Gadhafi raised the spectre of radical Islam in his speech, claiming his opponents wanted “chaos and beards and turbans.” Islamists were active in Libya during the 1990s, and several fought in Afghanistan. According to Niblock, however, the country is not a natural home for extreme Islamism. Libya’s religious traditions draw from the Sufi strain of Islam, which tends to be spiritual and moderate.
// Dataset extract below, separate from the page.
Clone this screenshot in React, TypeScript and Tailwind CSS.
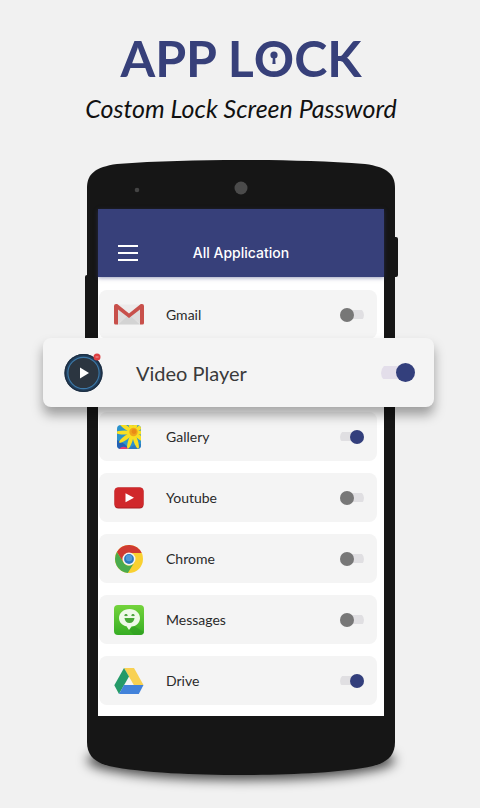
import { useState, type ComponentType } from "react";

function GmailIcon() {
  return (
    <svg viewBox="0 0 30 21" className="h-[21px] w-[30px]" aria-hidden="true">
      <rect x="1" y="0.5" width="28" height="20" rx="1.5" fill="#ecebeb" />
      <path d="M4 20.5 L15 10 L26 20.5Z" fill="#d3d3d3" />
      <path d="M4 4.5 L15 13.5 L26 4.5 V20 L15 10.5 L4 20Z" fill="#dedddd" />
      <path
        d="M0 2 Q0 0 2 0 H3.2 L15 9.4 L26.8 0 H28 Q30 0 30 2 V19 Q30 20.5 28.5 20.5 H26 V5.5 L15 14 L4 5.5 V20.5 H1.5 Q0 20.5 0 19Z"
        fill="#c8504b"
      />
    </svg>
  );
}

function VideoIcon() {
  return (
    <svg viewBox="0 0 40 40" className="size-10" aria-hidden="true">
      <circle cx="19.5" cy="20" r="19" fill="#22405e" />
      <circle cx="19.5" cy="20" r="18.4" fill="none" stroke="#1d2e42" strokeWidth="1.4" />
      <circle cx="19.5" cy="20" r="15.6" fill="#2b3540" stroke="#3d79a8" strokeWidth="1.1" />
      <path d="M16 14.6 L25 20 L16 25.4Z" fill="#fff" />
      <circle cx="33" cy="4" r="3.5" fill="#dd4043" />
      <path d="M31.5 4 H34.5" stroke="#f0a0a0" strokeWidth="1" />
    </svg>
  );
}

function GalleryIcon() {
  const petals = [18, 54, 90, 126, 162, 198, 234, 270, 306, 342];
  return (
    <svg viewBox="0 0 24 24" className="size-6" aria-hidden="true">
      <defs>
        <clipPath id="galleryTile">
          <rect width="24" height="24" rx="4" />
        </clipPath>
      </defs>
      <g clipPath="url(#galleryTile)">
        <rect width="24" height="24" fill="#2c93cc" />
        <path d="M0 15 Q8 18 12 24 H0Z" fill="#2360b4" />
        <path d="M2 24 Q6 19.5 12 24Z" fill="#e23c74" />
        <path d="M11 24 Q17 19 24 19 V24Z" fill="#2e79c0" />
        {petals.map((angle) => (
          <ellipse
            key={angle}
            cx="16"
            cy="-1"
            rx="2.1"
            ry="8.6"
            fill={angle % 4 === 2 ? "#f9df22" : "#f3cb17"}
            transform={`rotate(${angle} 16 7.5)`}
          />
        ))}
        <circle cx="16.5" cy="7" r="4.2" fill="#f0a41c" />
        <circle cx="17" cy="6.5" r="2.4" fill="#e98b17" />
      </g>
    </svg>
  );
}

function YoutubeIcon() {
  return (
    <svg viewBox="0 0 30 22" className="h-[22px] w-[30px]" aria-hidden="true">
      <rect x="0.5" y="0.5" width="29" height="21" rx="4" fill="#a91f22" />
      <rect x="0.5" y="0.5" width="29" height="20" rx="4" fill="#d0282b" />
      <path d="M11.5 6.2 L20 10.7 L11.5 15.2Z" fill="#fff" />
    </svg>
  );
}

function ChromeIcon() {
  return (
    <svg viewBox="0 0 30 30" className="size-[30px]" aria-hidden="true">
      <circle cx="15" cy="15" r="14" fill="#f9d030" />
      <path d="M2.9 8 A14 14 0 0 1 27.7 9 H15 A6.5 6.5 0 0 0 9.2 18.2Z" fill="#cf3a32" />
      <path d="M2.9 8 A14 14 0 0 0 13.8 28.95 L20.5 18.3 A6.5 6.5 0 0 1 9.3 18.3Z" fill="#4aab4d" />
      <circle cx="15" cy="15" r="6.5" fill="#f3f3f3" />
      <circle cx="15" cy="15" r="4.9" fill="#2b78bd" />
      <circle cx="15" cy="14" r="3.2" fill="#5199d6" />
    </svg>
  );
}

function MessagesIcon() {
  return (
    <svg viewBox="0 0 30 30" className="size-[30px]" aria-hidden="true">
      <defs>
        <linearGradient id="messagesTile" x1="0" y1="0" x2="0" y2="1">
          <stop offset="0" stopColor="#74d43c" />
          <stop offset="1" stopColor="#36ad24" />
        </linearGradient>
      </defs>
      <rect width="30" height="30" rx="4" fill="url(#messagesTile)" />
      <path d="M20 21 L30 27 V26 Q30 30 26 30 H20 L15 25Z" fill="#2f9c20" opacity="0.6" />
      <path
        d="M15.5 4 C21.5 4 26 8 26 13 C26 18 21.5 21.5 17.5 21.5 L15 25 L12.5 21.3 C8.5 20.5 5 17.5 5 13 C5 8 9.5 4 15.5 4Z"
        fill="#eef9e8"
      />
      <path d="M10.8 10.8 Q12 8.6 13.2 10.8 M17.8 10.8 Q19 8.6 20.2 10.8" fill="none" stroke="#3f9d30" strokeWidth="1.5" />
      <path d="M10.5 13 H20.5 Q19.8 18 15.5 18 Q11.2 18 10.5 13Z" fill="#47a836" />
    </svg>
  );
}

function DriveIcon() {
  return (
    <svg viewBox="0 0 30 26" className="h-[26px] w-[30px]" aria-hidden="true">
      <path d="M10 0 H20 L29.5 17 H19.8Z" fill="#f8d152" />
      <path d="M10 0 L15 8.5 L5 26 L0.3 17.3Z" fill="#249a68" />
      <path d="M10 17 H29.5 L24.8 26 H5Z" fill="#4282da" />
    </svg>
  );
}

type AppEntry = {
  name: string;
  Icon: ComponentType;
  locked: boolean;
  featured?: boolean;
};

const apps: AppEntry[] = [
  { name: "Gmail", Icon: GmailIcon, locked: false },
  { name: "Video Player", Icon: VideoIcon, locked: true, featured: true },
  { name: "Gallery", Icon: GalleryIcon, locked: true },
  { name: "Youtube", Icon: YoutubeIcon, locked: false },
  { name: "Chrome", Icon: ChromeIcon, locked: false },
  { name: "Messages", Icon: MessagesIcon, locked: false },
  { name: "Drive", Icon: DriveIcon, locked: true },
];

function AppRow({ name, Icon, locked, featured }: AppEntry) {
  const [on, setOn] = useState(locked);
  const id = `lock-${name.replace(" ", "-").toLowerCase()}`;
  const row = featured
    ? "relative z-10 -mt-[13px] -mb-[7px] -mr-[57px] -ml-[56px] flex h-[69px] items-center rounded-lg bg-[#f4f4f4] pr-[19px] pl-[21px] shadow-[0_8px_12px_rgba(0,0,0,0.35)]"
    : "flex h-[49px] items-center rounded-lg bg-[#f4f4f4] pr-[13px] pl-[15px]";
  const iconBox = featured
    ? "flex w-10 shrink-0 justify-center"
    : "flex w-[30px] shrink-0 justify-center";
  const label = featured
    ? "ml-8 flex-1 text-[20px] leading-6 text-[#3a3a3a]"
    : "ml-[22px] flex-1 text-[14px] leading-5 text-[#2a2a2a]";
  const toggle = featured
    ? "flex h-5 w-[34px] cursor-pointer appearance-none items-center rounded-full bg-[linear-gradient(#e3deea,#e3deea)] bg-[length:34px_13px] bg-center bg-no-repeat before:block before:size-[19px] before:rounded-full before:bg-[#777] checked:justify-end checked:before:bg-[#333f7c]"
    : "flex h-[14px] w-6 cursor-pointer appearance-none items-center rounded-full bg-[linear-gradient(#e0dfe2,#e0dfe2)] bg-[length:24px_9px] bg-center bg-no-repeat before:block before:size-[14px] before:rounded-full before:bg-[#777] checked:justify-end checked:before:bg-[#333f7c]";
  return (
    <li className={row}>
      <span className={iconBox}>
        <Icon />
      </span>
      <label htmlFor={id} className={label}>
        {name}
      </label>
      <input id={id} type="checkbox" checked={on} onChange={() => setOn(!on)} className={toggle} />
    </li>
  );
}

export default function App() {
  return (
    <main className="min-h-screen overflow-x-hidden bg-[#f1f1f1] pt-[28px] pb-8 pl-[2px] font-['Lato','Liberation_Sans',sans-serif]">
      <header className="text-center">
        <h1 className="text-[50px] leading-[60px] font-bold text-[#37407a]">
          APP L
          <span className="relative inline-block">
            O
            <svg
              viewBox="0 0 8 14"
              className="absolute top-1/2 left-1/2 h-[14px] w-2 -translate-x-1/2 -translate-y-1/2"
              aria-hidden="true"
            >
              <circle cx="4" cy="4" r="3.6" fill="#37407a" />
              <path d="M3 5 H5 L5.6 13 H2.4Z" fill="#37407a" />
            </svg>
          </span>
          CK
        </h1>
        <p className="mt-1 text-[25px] leading-8 text-[#111] italic">Costom Lock Screen Password</p>
      </header>

      <div className="relative mx-auto mt-9 w-[calc(100%-170px)] max-w-[308px]">
        <span className="absolute -bottom-1 left-0 h-10 w-full rounded-[50%] bg-black/70 blur-[6px]" />
        <span className="absolute top-[115px] -left-[2px] h-32 w-2 rounded-l-xs bg-[#161616]" />
        <span className="absolute top-[77px] -right-[3px] h-10 w-2 rounded-r-xs bg-[#161616]" />

        <svg viewBox="0 0 308 49" preserveAspectRatio="none" className="relative block h-[49px] w-full" aria-hidden="true">
          <path
            d="M0 49 V28 C0 14 8 7 30 4 C70 1 110 0 154 0 C198 0 238 1 278 4 C300 7 308 14 308 28 V49Z"
            fill="#161616"
          />
          <circle cx="154" cy="28" r="6.5" fill="#4b4b4b" />
          <circle cx="50" cy="30" r="2.3" fill="#444" />
        </svg>

        <div className="relative bg-[#161616] px-[11px]">
          <div className="bg-white">
            <div className="grid h-[68px] grid-cols-[1fr_auto_1fr] items-center bg-[#37407a] px-5 pt-5 shadow-[0_1px_4px_rgba(55,64,122,0.5)]">
              <button type="button" aria-label="Menu" className="flex w-5 cursor-pointer flex-col gap-[5px]">
                <span className="h-[2px] w-full bg-white" />
                <span className="h-[2px] w-full bg-white" />
                <span className="h-[2px] w-full bg-white" />
              </button>
              <h2 className="font-['Inter','Liberation_Sans',sans-serif] text-[14px] leading-5 font-medium text-white">
                All Application
              </h2>
            </div>
            <ul className="flex flex-col gap-3 pt-[13px] pr-[7px] pb-[11px] pl-[1px]">
              {apps.map((app) => (
                <AppRow key={app.name} {...app} />
              ))}
            </ul>
          </div>
        </div>

        <svg viewBox="0 0 308 60" preserveAspectRatio="none" className="relative block h-[60px] w-full" aria-hidden="true">
          <path
            d="M0 0 V26 C0 40 8 46 22 50 C55 57 110 59 154 59 C198 59 253 57 286 50 C300 46 308 40 308 26 V0Z"
            fill="#161616"
          />
        </svg>
      </div>
    </main>
  );
}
The lack of civil society may frustrate any political transition, say Niblock and Carpenter, noting the absence of independent unions and non-governmental organizations that might provide the framework for political organization. “There’s no organized opposition,” says Michele Dunne, a senior associate at the Carnegie Endowment for International Peace. “In some other Arab countries, a country like Egypt specifically, you could see the underpinnings of building a democratic system at least partially there. Maybe everything’s not perfect the way you’d like it, but there’s a lot to work with there. That isn’t the case in Libya, so if change comes to Libya it’s highly unpredictable.”
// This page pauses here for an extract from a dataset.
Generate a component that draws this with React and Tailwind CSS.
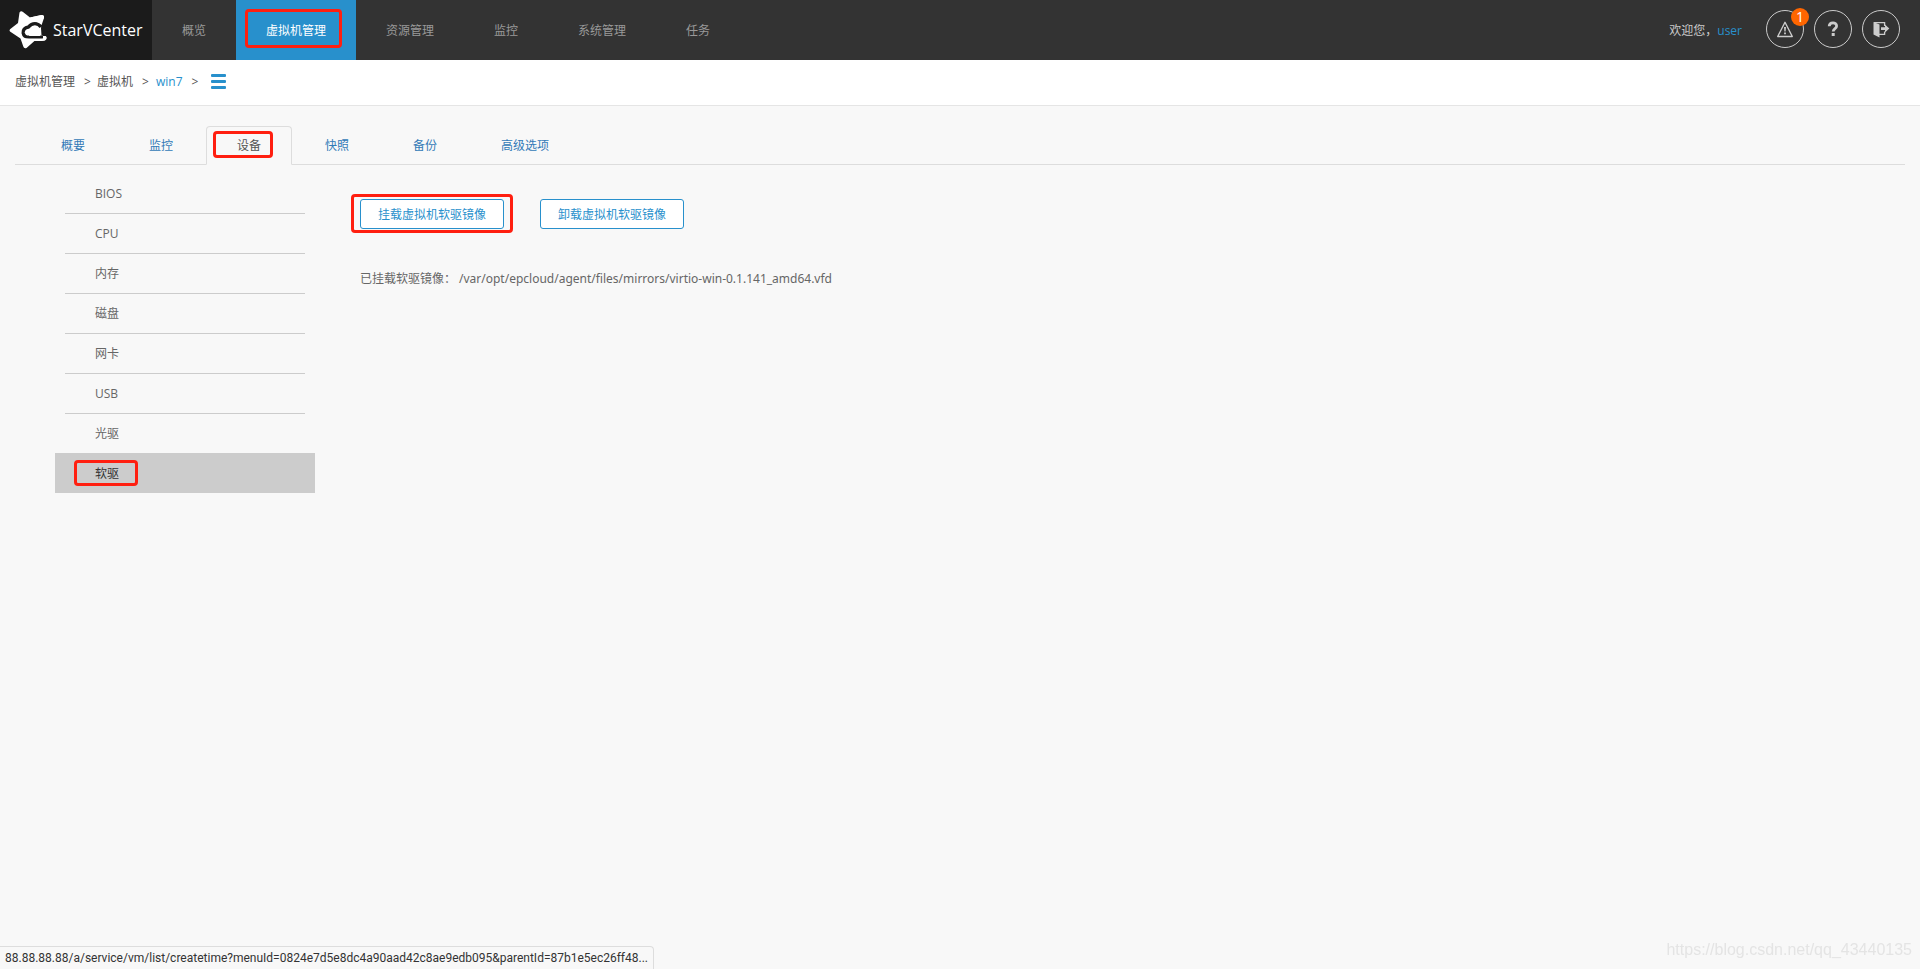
import React, { useState } from "react";
import clsx from "clsx";

const NAV = ["概览", "虚拟机管理", "资源管理", "监控", "系统管理", "任务"];
const TABS = ["概要", "监控", "设备", "快照", "备份", "高级选项"];
const DEVICES = ["BIOS", "CPU", "内存", "磁盘", "网卡", "USB", "光驱", "软驱"];

// Red outline drawn over a control to point it out
const Highlight = ({ className }) => (
  <span
    className={clsx(
      "pointer-events-none absolute rounded border-3 border-[#ff1f10]",
      className
    )}
  />
);

const Logo = () => (
  <svg viewBox="0 2 40 40" className="size-10" aria-hidden="true">
    <path
      d="M12.5 4.5Q14 2.3 16 4L23 9.5L34.5 7Q37.5 7 37 10L34 20L34.5 27.5H37.5Q40 28 39.5 31L38 32.5H28L19.5 40Q17 41 16.3 38.5L13.5 30.5L3 23.5Q2 22.5 3 21.3L11 15Z"
      fill="#fff"
    />
    <path
      d="M34 19C31 14.5 25 14.5 21.5 19C17.5 19.5 15.8 22 16.2 25C16.7 28 19 29.3 22 29.3H36"
      fill="none"
      stroke="#1b1b1b"
      strokeWidth="3.4"
    />
    <path d="M34 8V16L36 28H42V16Z" fill="#1b1b1b" />
    <path d="M23 9.5L34.5 7Q37.5 7 37 10L34.6 17C32 14 28 12.8 24.5 14Z" fill="#fff" />
    <path d="M22.5 28Q20 25.5 22.8 23.8C23.5 20.3 29 19.5 30.8 23Q34.5 23.5 34 26.5L32.8 28Z" fill="#fff" />
    <path d="M18 31.8H35Q37.8 31.8 38.2 29.5" fill="none" stroke="#fff" strokeWidth="2.4" strokeLinecap="round" />
  </svg>
);

const WarningIcon = () => (
  <svg viewBox="0 0 18 18" className="size-[18px]" aria-hidden="true">
    <path d="M9 2.3L16.3 16.5H1.7Z" fill="none" stroke="#ccc" strokeWidth="1.4" strokeLinejoin="round" />
    <path d="M8 7H10L9.6 11.5H8.4ZM8.1 12.6H9.9V14.2H8.1Z" fill="#ccc" />
  </svg>
);

const HelpIcon = () => (
  <svg viewBox="0 0 18 18" className="size-[18px]" aria-hidden="true">
    <path d="M5.2 6.2C5.4 1.9 12.6 1.7 12.6 6.1C12.6 8.8 9.2 8.6 9.2 11.6" fill="none" stroke="#ccc" strokeWidth="2.8" />
    <rect x="7.7" y="13" width="3" height="3" fill="#ccc" />
  </svg>
);

const ExitIcon = () => (
  <svg viewBox="0 0 18 18" className="size-[18px]" aria-hidden="true">
    <path d="M1.5 2L7.5 4.5V17.5L1.5 14.5Z" fill="#ccc" />
    <path d="M2 2.6H12.6V6M12.6 11.5V14.4H7" fill="none" stroke="#ccc" strokeWidth="1.3" />
    <path d="M9 7.2H13V4.6L17.3 8.6L13 12.4V9.9H9Z" fill="#ccc" />
  </svg>
);

const MenuIcon = () => (
  <svg viewBox="0 0 15 15" className="h-[15px] w-[15px]" aria-hidden="true">
    <g fill="#2890cc">
      <rect width="15" height="3" rx="1" />
      <rect y="6" width="15" height="3" rx="1" />
      <rect y="12" width="15" height="3" rx="1" />
    </g>
  </svg>
);

const RoundButton = ({ label, children }) => (
  <button
    type="button"
    aria-label={label}
    className="relative flex size-[38px] items-center justify-center rounded-full border border-[#ccc]"
  >
    {children}
  </button>
);

const Header = ({ active, onSelect }) => (
  <header className="flex h-[60px] items-stretch bg-[#333]">
    <div className="flex w-[152px] items-center gap-1.5 bg-[#1b1b1b] pl-[7px] text-base text-white">
      <Logo />
      StarVCenter
    </div>
    <nav className="flex">
      {NAV.map((name) => (
        <a
          key={name}
          href="#"
          onClick={() => onSelect(name)}
          className={clsx(
            "relative flex items-center px-[30px] pt-0.5",
            name === active ? "bg-[#2890cc] text-white" : "text-[#999]"
          )}
        >
          {name}
          {name === "虚拟机管理" && <Highlight className="top-[9px] right-3.5 bottom-3 left-[9px]" />}
        </a>
      ))}
    </nav>
    <div className="ml-auto flex items-center pr-5">
      <span className="pt-0.5 text-[#ccc]">欢迎您，</span>
      <a href="#" className="mr-6 pt-0.5 text-[#2890cc]">user</a>
      <div className="flex gap-2.5 pb-0.5">
        <RoundButton label="告警">
          <WarningIcon />
          <span className="absolute -top-[3px] -right-1.5 flex size-[18px] items-center justify-center rounded-full bg-[#ff6600] text-sm leading-[18px] text-white">
            1
          </span>
        </RoundButton>
        <RoundButton label="帮助">
          <HelpIcon />
        </RoundButton>
        <RoundButton label="退出">
          <ExitIcon />
        </RoundButton>
      </div>
    </div>
  </header>
);

const Breadcrumb = () => (
  <div className="flex h-[46px] items-center border-b border-[#e5e5e5] bg-white px-[15px] pb-0.5 text-[#555]">
    <a href="#">虚拟机管理</a>
    <span className="w-[22px] pl-[9px]">&gt;</span>
    <a href="#">虚拟机</a>
    <span className="w-[23px] pl-[9px]">&gt;</span>
    <a href="#" className="text-[#2890cc]">win7</a>
    <span className="w-7 pl-[9px]">&gt;</span>
    <button type="button" aria-label="菜单">
      <MenuIcon />
    </button>
  </div>
);

const TabBar = ({ active, onSelect }) => (
  <div className="flex gap-0.5 border-b border-[#ddd] pl-[15px]" role="tablist">
    {TABS.map((name) => (
      <button
        key={name}
        type="button"
        role="tab"
        aria-selected={name === active}
        onClick={() => onSelect(name)}
        className={clsx(
          "relative -mb-px h-[39px] rounded-t border px-[30px]",
          name === active
            ? "border-[#ddd] border-b-[#f8f8f8] text-[#555]"
            : "border-transparent text-[#337ab7]"
        )}
      >
        {name}
        {name === "设备" && <Highlight className="top-1 right-[18px] bottom-1.5 left-1.5" />}
      </button>
    ))}
  </div>
);

const DeviceMenu = ({ active, onSelect }) => (
  <ul className="w-[260px] shrink-0">
    {DEVICES.map((name, i) => {
      const selected = name === active;
      return (
        <li key={name} className={clsx("h-10", selected ? "bg-[#ccc]" : "px-2.5")}>
          <a
            href="#"
            onClick={() => onSelect(name)}
            className={clsx(
              "relative flex h-full items-center border-t",
              selected ? "px-10 text-[#333]" : "px-[30px] text-[#666]",
              selected || i === 0 ? "border-transparent" : "border-[#ccc]"
            )}
          >
            {name}
            {name === "软驱" && <Highlight className="top-1.5 left-[19px] h-[26px] w-16" />}
          </a>
        </li>
      );
    })}
  </ul>
);

const OutlineButton = ({ children }) => (
  <button
    type="button"
    className="relative h-[30px] rounded-[3px] border border-[#2890cc] bg-white px-[17px] pt-0.5 text-[#2890cc]"
  >
    {children}
  </button>
);

const FloppyPanel = () => (
  <section className="flex-1 pt-[26px]">
    <div className="flex gap-9">
      <OutlineButton>
        挂载虚拟机软驱镜像
        <Highlight className="-inset-x-2.5 -top-1.5 -bottom-[5px]" />
      </OutlineButton>
      <OutlineButton>卸载虚拟机软驱镜像</OutlineButton>
    </div>
    <p className="mt-[41px] text-[#666]">
      <span className="mr-[3px]">已挂载软驱镜像：</span>
      <span className="font-['Noto_Sans',sans-serif]">
        /var/opt/epcloud/agent/files/mirrors/virtio-win-0.1.141_amd64.vfd
      </span>
    </p>
  </section>
);

export default function App() {
  const [nav, setNav] = useState("虚拟机管理");
  const [tab, setTab] = useState("设备");
  const [device, setDevice] = useState("软驱");

  return (
    <div className="min-h-screen bg-[#f8f8f8] font-['Open_Sans','Noto_Sans_CJK_SC',sans-serif] text-xs leading-[18px]">
      <Header active={nav} onSelect={setNav} />
      <Breadcrumb />
      <main className="px-[15px] pt-5">
        <TabBar active={tab} onSelect={setTab} />
        <div className="flex gap-[45px] pt-2 pl-10">
          <DeviceMenu active={device} onSelect={setDevice} />
          <FloppyPanel />
        </div>
      </main>

      {/* browser link preview */}
      <div className="fixed bottom-0 left-0 h-[23px] rounded-tr border-t border-r border-[#ddd] bg-[#f8f8f8] px-[5px] pt-0.5 font-['Roboto',sans-serif] text-[#333]">
        88.88.88.88/a/service/vm/list/createtime?menuId=0824e7d5e8dc4a90aad42c8ae9edb095&amp;parentId=87b1e5ec26ff48...
      </div>
      <div className="fixed right-2 bottom-[9px] font-['Liberation_Sans',sans-serif] text-base leading-5 text-[#e4e4e4]">
        https://blog.csdn.net/qq_43440135
      </div>
    </div>
  );
}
Should Gadhafi dig in and fight on, there are limited ways the outside world can shape events in Libya. The transit of mercenaries into the country can and should be shut down. Gadhafi bent to financial and political pressure six years ago, when he wanted to end Libya’s international isolation. But it seems clear he now values his continued power far more than the well-being of his country. Sanctions and the like may no longer make a difference. Military intervention, says Dunne, is unlikely. “I can’t imagine the United States doing that unilaterally,” she says. “To do it internationally is always a possibility, but I think in situations where that happens, unfortunately, that takes a while.”

In the meantime, journalists who have crossed the border with Egypt into areas of Libya under the opposition’s control report it is peaceful and orderly—even if those supposedly tasked with staffing the frontier are in too celebratory a mood to bother checking passports.
Opposition activists now refer to the eastern half of the country as “Free Libya.” An army general who has defected to the opposition says his men will defend it with their lives.